[政府的信息公开与媒体的职业素养]媒体人的职业素养

发布时间:2020-02-17 来源: 历史回眸 点击:

  汶川大地震突如其来,政府和新闻媒体都是仓促应战。   面对突然降临的灾难,中国从中央到地方各级政府紧急启动应急预案,以对人民高度负责的精神和非凡的动员能力,有力、有序、有效地领导着抗震救灾。政府更以前所未有的信息公开,在全世界面前展现出自信、高效、人道和责任,赢得了人民的信任,也使一向在人权、体制等方面对中国指责不休的西方舆论,突然沉寂下来。
  政府信息的公开,一直是中国新闻人的企盼和呼吁。但是,在政府前所未有的信息公开中,在媒体以前所未有地对这场灾害的不间断报道中,我们既看到了中国新闻人的敬业、拼搏和巨大能力,也看到了一些媒体从业人员,包括一些主流媒体的从业人员职业素养的不足。
  提高我们对国际舆论的影响力,是中央和人民对新闻媒体的要求。但是,如果我们看不到自身职业素养的不足,不去努力提高自己,克服这些不足,那么,即使政府信息高度公开,我们也难以完成自己的使命。
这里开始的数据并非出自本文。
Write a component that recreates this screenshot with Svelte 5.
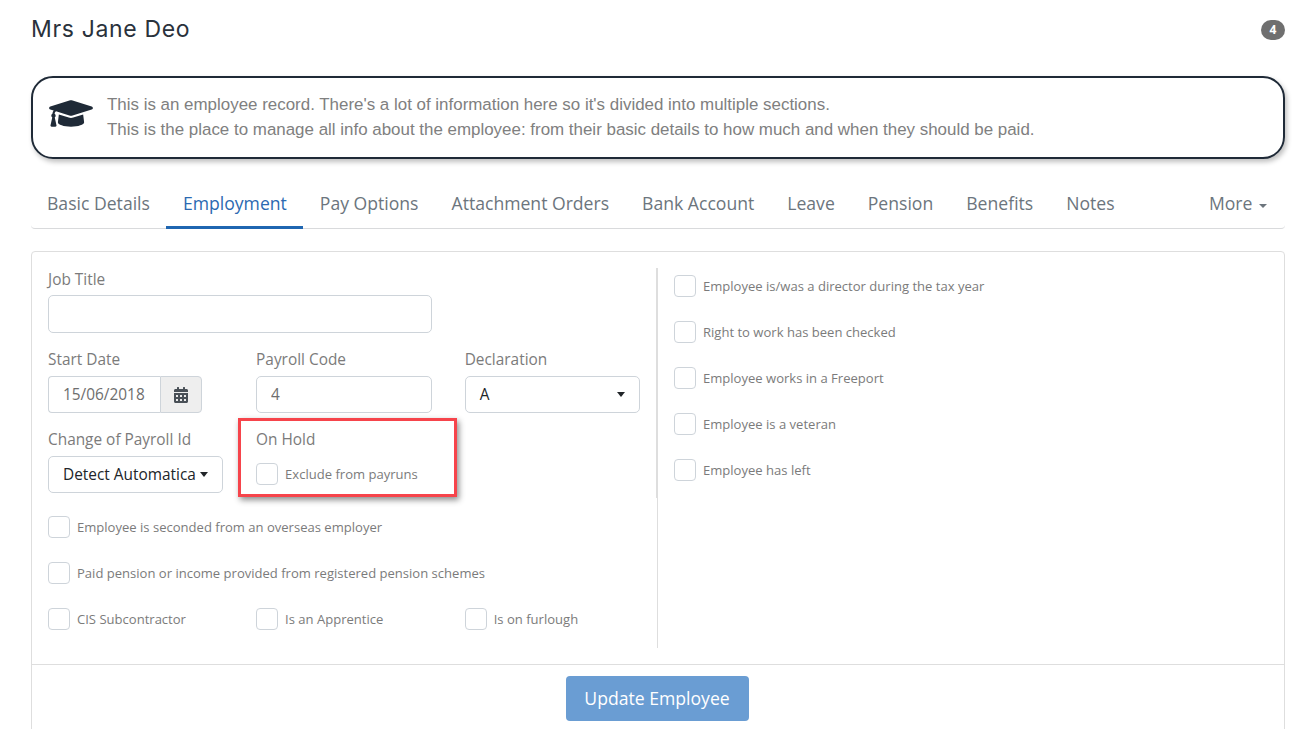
<script>
  const tabs = ['Basic Details', 'Employment', 'Pay Options', 'Attachment Orders', 'Bank Account', 'Leave', 'Pension', 'Benefits', 'Notes'];
  const rightChecks = [
    'Employee is/was a director during the tax year',
    'Right to work has been checked',
    'Employee works in a Freeport',
    'Employee is a veteran',
    'Employee has left'
  ];
  const bottomChecks = ['CIS Subcontractor', 'Is an Apprentice', 'Is on furlough'];
</script>

<div class="page">
  <header class="title-row">
    <h1>Mrs Jane Deo</h1>
    <span class="badge">4</span>
  </header>

  <div class="tip">
    <svg class="cap" viewBox="0 0 640 512" aria-hidden="true">
      <path fill="#1f2a37" d="M622.34 153.2L343.4 67.5c-15.2-4.67-31.6-4.67-46.79 0L17.66 153.2c-23.54 7.23-23.54 38.36 0 45.59l48.63 14.94c-10.67 13.19-17.23 29.28-17.88 46.9C38.78 266.15 32 276.11 32 288c0 10.78 5.68 19.85 13.86 25.65L20.33 428.53C18.11 438.52 25.71 448 35.94 448h56.11c10.24 0 17.84-9.48 15.62-19.47L82.14 313.65C90.32 307.85 96 298.78 96 288c0-11.57-6.47-21.25-15.66-26.87.76-15.02 8.44-28.3 20.69-36.72L296.6 284.5c9.06 2.78 26.44 6.25 46.79 0l278.95-85.7c23.55-7.24 23.55-38.36 0-45.6zM352.79 315.09c-28.53 8.76-52.84 3.92-65.59 0l-145.02-44.55L128 384c0 35.35 85.96 64 192 64s192-28.65 192-64l-14.18-113.47-145.03 44.56z"/>
    </svg>
    <p>
      This is an employee record. There's a lot of information here so it's divided into multiple sections.<br />
      This is the place to manage all info about the employee: from their basic details to how much and when they should be paid.
    </p>
  </div>

  <nav class="tabs">
    {#each tabs as tab}
      <span class="tab" class:active={tab === 'Employment'}>{tab}</span>
    {/each}
    <span class="tab more">More <i class="caret small"></i></span>
  </nav>

  <section class="card">
    <div class="columns">
      <div class="left">
        <div class="row">
          <div class="field job">
            <label for="job">Job Title</label>
            <input id="job" type="text" />
          </div>
        </div>

        <div class="row thirds">
          <div class="field">
            <label for="start">Start Date</label>
            <div class="date">
              <input id="start" type="text" value="15/06/2018" />
              <span class="addon">
                <svg viewBox="0 0 448 512" width="14" height="16" aria-hidden="true">
                  <path fill="#495057" d="M0 464c0 26.5 21.5 48 48 48h352c26.5 0 48-21.5 48-48V192H0v272zm320-196c0-6.6 5.4-12 12-12h40c6.6 0 12 5.4 12 12v40c0 6.6-5.4 12-12 12h-40c-6.6 0-12-5.4-12-12v-40zm0 128c0-6.6 5.4-12 12-12h40c6.6 0 12 5.4 12 12v40c0 6.6-5.4 12-12 12h-40c-6.6 0-12-5.4-12-12v-40zM192 268c0-6.6 5.4-12 12-12h40c6.6 0 12 5.4 12 12v40c0 6.6-5.4 12-12 12h-40c-6.6 0-12-5.4-12-12v-40zm0 128c0-6.6 5.4-12 12-12h40c6.6 0 12 5.4 12 12v40c0 6.6-5.4 12-12 12h-40c-6.6 0-12-5.4-12-12v-40zM64 268c0-6.6 5.4-12 12-12h40c6.6 0 12 5.4 12 12v40c0 6.6-5.4 12-12 12H76c-6.6 0-12-5.4-12-12v-40zm0 128c0-6.6 5.4-12 12-12h40c6.6 0 12 5.4 12 12v40c0 6.6-5.4 12-12 12H76c-6.6 0-12-5.4-12-12v-40zM400 64h-48V16c0-8.8-7.2-16-16-16h-32c-8.8 0-16 7.2-16 16v48H160V16c0-8.8-7.2-16-16-16h-32c-8.8 0-16 7.2-16 16v48H48C21.5 64 0 85.5 0 112v48h448v-48c0-26.5-21.5-48-48-48z"/>
                </svg>
              </span>
            </div>
          </div>
          <div class="field">
            <label for="code">Payroll Code</label>
            <input id="code" type="text" value="4" />
          </div>
          <div class="field">
            <span class="label">Declaration</span>
            <div class="select">A <i class="caret"></i></div>
          </div>
        </div>

        <div class="row thirds">
          <div class="field">
            <span class="label">Change of Payroll Id</span>
            <div class="select detect"><span>Detect Automatica</span><i class="caret"></i></div>
          </div>
          <div class="field hold">
            <span class="label">On Hold</span>
            <label class="check"><input type="checkbox" /><span>Exclude from payruns</span></label>
            <div class="callout"></div>
          </div>
        </div>

        <div class="checks">
          <label class="check"><input type="checkbox" /><span>Employee is seconded from an overseas employer</span></label>
          <label class="check"><input type="checkbox" /><span>Paid pension or income provided from registered pension schemes</span></label>
          <div class="row thirds">
            {#each bottomChecks as text}
              <label class="check"><input type="checkbox" /><span>{text}</span></label>
            {/each}
          </div>
        </div>
      </div>

      <div class="right">
        {#each rightChecks as text}
          <label class="check"><input type="checkbox" /><span>{text}</span></label>
        {/each}
      </div>
    </div>

    <footer class="actions">
      <button type="button">Update Employee</button>
    </footer>
  </section>
</div>

<style>
  :global(body) {
    background: #fff;
  }

  .page {
    box-sizing: border-box;
    height: 729px;
    overflow: hidden;
    padding: 0 30px 0 31px;
    font-family: "Open Sans", sans-serif;
    font-size: 15.4px;
    color: #7b7b7b;
  }

  .title-row {
    display: flex;
    align-items: center;
    justify-content: space-between;
    height: 59px;
  }

  h1 {
    margin: 0 0 2px;
    font-family: Inter, sans-serif;
    font-size: 23px;
    font-weight: 400;
    letter-spacing: 0.65px;
    color: #2a323c;
  }

  .badge {
    box-sizing: border-box;
    width: 24px;
    height: 20px;
    border-radius: 10px;
    background: #6f6f6f;
    color: #fff;
    font-size: 12px;
    font-weight: 700;
    line-height: 20px;
    text-align: center;
  }

  .tip {
    box-sizing: border-box;
    display: flex;
    align-items: center;
    gap: 14px;
    height: 83px;
    margin-top: 17px;
    padding: 0 16px;
    border: 2px solid #1f2a37;
    border-radius: 22px;
    box-shadow: 2px 3px 5px rgba(0, 0, 0, 0.25);
  }

  .cap {
    flex: none;
    width: 44px;
    height: 35px;
    margin-top: -8px;
  }

  .tip p {
    margin: -2px 0 0;
    font-family: "Liberation Sans", sans-serif;
    font-size: 16.93px;
    line-height: 25px;
    color: #808080;
  }

  .tabs {
    box-sizing: border-box;
    display: flex;
    height: 53px;
    margin-top: 17px;
    border-bottom: 1px solid #d9dadc;
    border-radius: 0 0 4px 4px;
    font-size: 17.6px;
  }

  .tab {
    box-sizing: border-box;
    height: 53px;
    padding: 15px 16.5px 0;
    color: #6c757d;
    white-space: nowrap;
  }

  .tab:first-child {
    margin-left: -0.5px;
  }

  .tab.active {
    color: #2b69b1;
    border-bottom: 3px solid #1f66b1;
  }

  .tab.more {
    margin-left: auto;
    padding-right: 18px;
  }

  .caret {
    display: inline-block;
    width: 0;
    height: 0;
    border-top: 5px solid #212529;
    border-left: 4.5px solid transparent;
    border-right: 4.5px solid transparent;
  }

  .caret.small {
    margin-left: 2px;
    vertical-align: 2px;
    border-top: 4px solid #6c757d;
  }

  .card {
    margin-top: 22px;
    border: 1px solid #dedede;
    border-radius: 4px;
    min-height: 600px;
  }

  .columns {
    display: flex;
    padding: 16px;
    height: 380px;
  }

  .left {
    box-sizing: border-box;
    width: 610px;
    flex: none;
    padding-right: 17px;
    border-right: 1px solid #dedede;
    position: relative;
    display: flex;
    flex-direction: column;
    gap: 17px;
  }

  .left::after {
    content: "";
    position: absolute;
    right: -1px;
    top: 0;
    width: 2px;
    height: 230px;
    background: #dedede;
  }

  .row {
    display: flex;
  }

  .thirds {
    display: grid;
    grid-template-columns: 175px 175.5px 175.5px;
    column-gap: 33.1px;
  }

  .field {
    display: flex;
    flex-direction: column;
    min-width: 0;
  }

  .job {
    width: 384px;
    padding-top: 2px;
  }

  label,
  .label {
    line-height: 20px;
    margin-bottom: 6px;
    color: #7b7b7b;
  }

  .job label {
    margin-bottom: 5px;
  }

  .field > input,
  .date input {
    box-sizing: border-box;
    width: 100%;
    height: 37px;
    padding: 0 14px;
    border: 1px solid #ced4da;
    border-radius: 5px;
    outline: none;
    background: #fff;
    font: inherit;
    color: #6e6e6e;
  }

  .job input {
    height: 38px;
  }

  .date {
    display: flex;
    width: 154px;
  }

  .date input {
    flex: 1;
    min-width: 0;
    border-radius: 4px 0 0 4px;
    border-right: 0;
  }

  .addon {
    box-sizing: border-box;
    display: flex;
    align-items: center;
    justify-content: center;
    width: 42px;
    flex: none;
    height: 37px;
    border: 1px solid #ced4da;
    border-radius: 0 4px 4px 0;
    background: #eee;
  }

  .select {
    box-sizing: border-box;
    display: flex;
    align-items: center;
    justify-content: space-between;
    height: 37px;
    padding: 0 14px;
    border: 1px solid #ced4da;
    border-radius: 5px;
    color: #212529;
  }

  .detect {
    white-space: nowrap;
  }

  .hold {
    position: relative;
  }

  .hold .check {
    margin-top: 7px;
  }

  .callout {
    position: absolute;
    left: -18px;
    top: -12px;
    width: 219px;
    height: 79px;
    box-sizing: border-box;
    border: 3px solid #f6444b;
    box-shadow: 2px 3px 6px rgba(0, 0, 0, 0.45);
    pointer-events: none;
  }

  .check {
    display: flex;
    align-items: center;
    gap: 7px;
    margin: 0;
    height: 22px;
    font-size: 13.06px;
    color: #7b7b7b;
    white-space: nowrap;
  }

  .check input {
    appearance: none;
    box-sizing: border-box;
    flex: none;
    width: 22px;
    height: 22px;
    margin: 0;
    border: 1px solid #ced4da;
    border-radius: 4px;
    background: #fff;
  }

  .checks {
    display: flex;
    flex-direction: column;
    gap: 24px;
    margin-top: 6px;
  }

  .right {
    display: flex;
    flex-direction: column;
    gap: 24px;
    padding: 7px 0 0 16px;
  }

  .actions {
    display: flex;
    justify-content: center;
    padding: 11px 2px 0 0;
    border-top: 1px solid #dedede;
  }

  button {
    width: 183px;
    height: 45px;
    padding: 0 0 2px;
    border: none;
    border-radius: 4px;
    background: #6a9dd3;
    color: #fff;
    font-family: "Open Sans", sans-serif;
    font-size: 17.6px;
  }
</style>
  因此,我们不仅需要总结这次地震报道的成功经验,更需要对政府信息公开后媒体职业素养不足的问题,进行反思和探讨,以求将今后的报道做得更好。
  
  快速反应
  
  汶川大地震报道,我们媒体的快速反应,值得称道。
  地震发生不久,很多媒体就迅速调集人员,赶往灾区。很多电视广播媒体立即改变节目安排,集中报道灾情。中央电视台、四川电视台等更开始了对汶川地震24小时不间断报道,及时发布灾情和其他信息。
  尽管灾区面积很广,又在交通不便的深山区,不断的余震及地震造成的滑坡、塌陷,更加重了进入灾区的难度。但是,不少记者不畏艰险,徒步进入灾区。新华社随部队行动的记者更是在第一时间抵达一些重灾区,发出关于震中映秀镇、汶川县城等地的灾情消息,这是很了不起的。
  除了立即组织起有效的救灾报道,除了以最快的速度奔赴灾区进行现场报道,媒体的快速反应,还表现在对广大群众关心的问题能够及时做出回应。
  地震之初,人们牵肠挂肚的是伤亡情况,是搜救的进展。对此,媒体紧紧跟踪在废墟中忙碌的救援人员,跟踪抢救伤员的医护人员,跟踪去深山区寻找受困百姓的解放军和武警部队,并以最短的时间发回了大量有关报道。
  严重的震情撼动了亿万中国人的心。所有的人都希望为灾区人民做些什么。媒体对中国社会各界自觉自发踊跃献血、捐钱、捐物支援灾区的义举,不仅及时报道,而且提供有关捐助渠道的信息。
  随着救灾第一阶段的搜救工作告一段落,安置灾民、救灾物资及款项的去向、灾区卫生防疫、重建家园等,成为公众关心的新的热点。对这些,媒体也都及时给予报道。
  可以说,在政府信息公开以后,媒体的快速反应至关重要。这种快速反应,不仅在于保证了新闻的时效,更表现在对公众关心问题的及时回应。因为,媒体作为政府和公众之间的纽带和桥梁,上令下达和下情上达的沟通本就是职责所在。如果媒体对公众关心的问题不能及时做出反应,甚至刻意回避,那就势必脱离群众,其结果,非但会丧失媒体的威信,也会影响政府的威信。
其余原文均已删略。